The second quarter earnings season is about to end, and it’s been a barnstormer. With about 90 percent of all S&P 500 companies having reported, the blended growth rate – comprising the actual reported numbers along with analysts’ estimates for the remaining 10 percent – is a stonking 91 percent. Yes, a big part of that dazzling figure comes from the basis of comparison being the lockdown period of Q2 2020. But even so, the results far outperformed expectations. At the beginning of the second quarter the consensus forecast for earnings growth was 52 percent, so when all is said and done the growth rate will wind up being nearly double that earlier prediction.
Earnings Fatigue
And yet for all those stellar earnings beats (that’s finance-speak for companies that deliver better results than analysts expected) the response from the market has been little more than a yawn. Companies that reported higher than expected earnings saw on average a gain of around half a percent in their share price immediately following the announcement. Those that missed the consensus estimate experienced on average a drop of about two percent.

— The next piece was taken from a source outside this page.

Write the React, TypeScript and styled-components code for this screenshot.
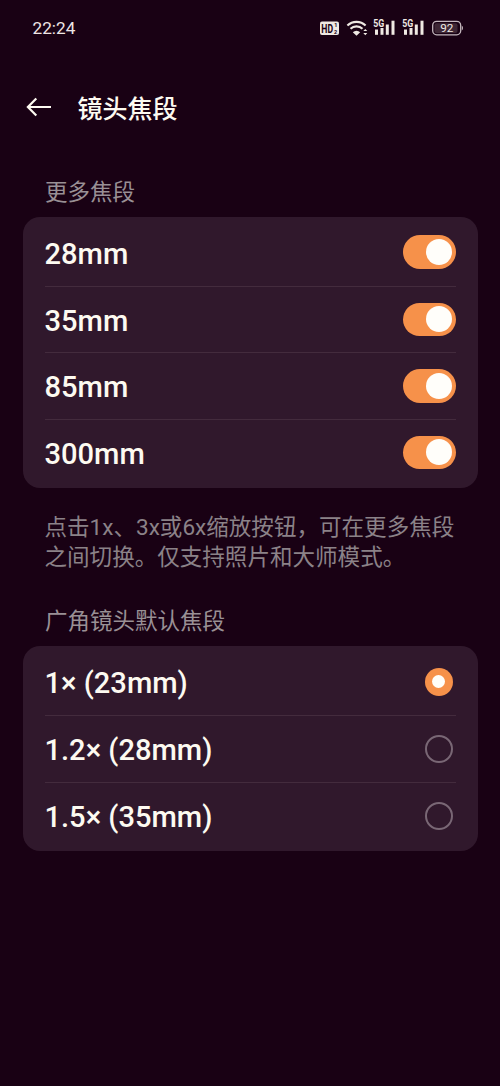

Why the asymmetry? It seems that the Q2 earnings season got dragged into the emerging “peak growth” narrative that has settled into mainstream thinking. Nobody expects these companies to be plowing ahead with consistently high-double digit earnings growth once the immediate post-lockdown distortions have settled down, so the inclination is simply to treat the current round of numbers as so much noise. Better to focus on what could go wrong than on what has gone right – hence the more punishing reaction to companies missing their target numbers.
All About the Margins
For many analysts and investors the focus going forward is less on earnings growth itself than it is on profitability margins. We’ve all seen the inflation numbers shoot up in the past several months, both at the wholesale level (which companies experience when they purchase raw materials and intermediate goods) and the consumer level. Both wholesale and consumer price indexes are currently at decades-long highs, but there are differences of opinion as to whether this is merely a temporary phenomenon (which is what the Fed, among others, have long been saying) or something more structural.
To the extent that higher prices are here to stay, companies will face decisions about how much of the higher costs they assume at the wholesale level can be passed on down the value chain to consumers. Eating the costs themselves to keep prices low may help maintain selling volumes, but they will be earning fewer cents on each dollar of goods sold. Raising prices, on the other hand, may result in lower demand and loss of market share.
There’s not much in the current quarter’s numbers to give analysts a definitive read on margin prospects. But earnings calls have been dominated by questions about how management teams are experiencing inflation and how they see this playing out in the quarters ahead. We expect that when the third quarter earnings season starts in October, margin performance will be front and center. And with valuations still at historically elevated levels – despite the respite provided by the blowout earnings growth of the second quarter – we also expect that the performance bar will be set high. The earnings fatigue we have seen in the most recent quarter is not likely to dissipate any time soon.